THE SOUNDS OF NATURE, PART II:
Sound Editing in Nature Docs: The Second Narrator


by
Neal Romanek

(as printed in the October 2007
edition of TVBEurope)


If the nature documentary is one of the most important genres in British broadcasting, could Kate Hopkins and her colleague, Tim Owens, be among British broadcasting's most important figures?

Hopkins and Owens have been sound designers on many groundbreaking wildlife documentaries, including the recent "Planet Earth" (2006), the BAFTA-winning "Blue Planet" (2001), and Sir David Attenborough's "The Life Of Mammals" (2002). Should anyone dare suggest that documentary is a less "creative" genre than narrative programming, a conversation with Kate Hopkins will set them straight.

Kate Hopkins and Tim Owens work out of their Bristol-based company, Wounded Buffalo. It takes them roughly three weeks to cut a 50-minute segment. Cutting sound on 50 minutes of "reality" TV would take a bare fraction of that time. In the case of the nature documentary, as much work – or more – must be done as on any narrative film of that length.

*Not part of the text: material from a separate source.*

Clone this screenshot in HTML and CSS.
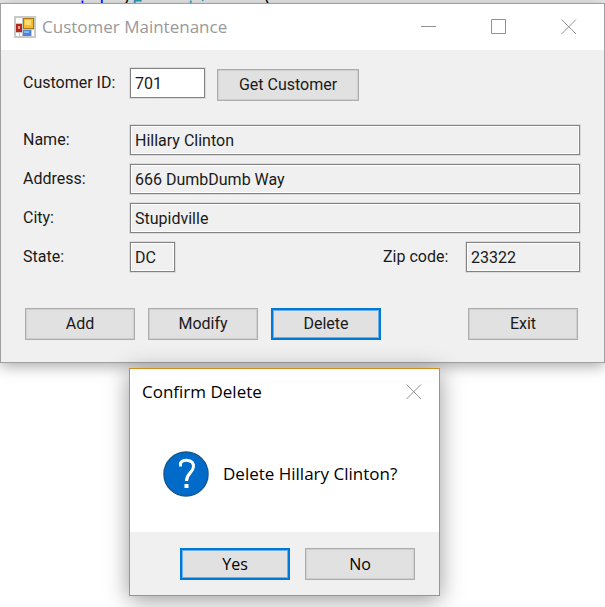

One of the great secrets of the nature doc, is that virtually all sound design is created in post. Sync sound, excepting commentary by Sir David Attenborough as he crouches next to a Bower Bird, is virtually never available. Wild tracks and atmospheres may be recorded at the location, but in most cases it falls to the sound editor to create the entire soundtrack from scratch.

The irony of designing sound for a high-quality nature documentary is that although the sound editor may be manufacturing the entire soundtrack herself, the final result must pass the kinds of rigorous tests of authenticity and accuracy that no other sound track must undergo. If a humpback whale song is cut into an underwater scene shot in Hawaiian waters, it must be the humpback's traditional Hawaiian Islands song, which is utterly distinct from the song the animal sings, say, off the coast of Alaska. Few would notice such a difference, or even care, but this is what distinguishes a film that entertains from one that educates, enlightens and captures the quintessence of life on earth.

The other invisible artists of the nature doc sound design are foley artists. All non-specific sound – rustles, footfalls on leaves, snow crunching under paws, crabs clattering over rocks – are done in foley sessions.

The stunning aerial shots of "Planet Earth" were shot using the Cineflex helicopter mount, which allowed stable close-ups to be shot from thousands of meters away. The real sound captured at the scene is merely the roar of the helicopter. But once the foley artists have had their crack at it, and those effects have been edited and mixed, an entire new level of information is brought to the fore. Even seemingly innocuous sound cues, a crunch here, a splash there, are profoundly powerful storytelling tools.

The core of the sound designers job is understanding the peculiar twist of the human brain when an action is accompanied by a simultaneous sound, the human brain makes the assumption that the action itself was the cause of the sound, and an action that creates a sound takes on greater importance than one that does not. Thus a simple bit of foley accentuating one movement or another, or subtly emphasizing the rustling of a stalking lion, literally leads our eye to very specific places on the screen at very specific moments. Watching the real scene unfold in nature, we would be very likely to miss little details of action, intent, cause, effect that are integral to the sound design. BBC nature docs have two narrators – Sir David Attenborough, and the sound effects themselves.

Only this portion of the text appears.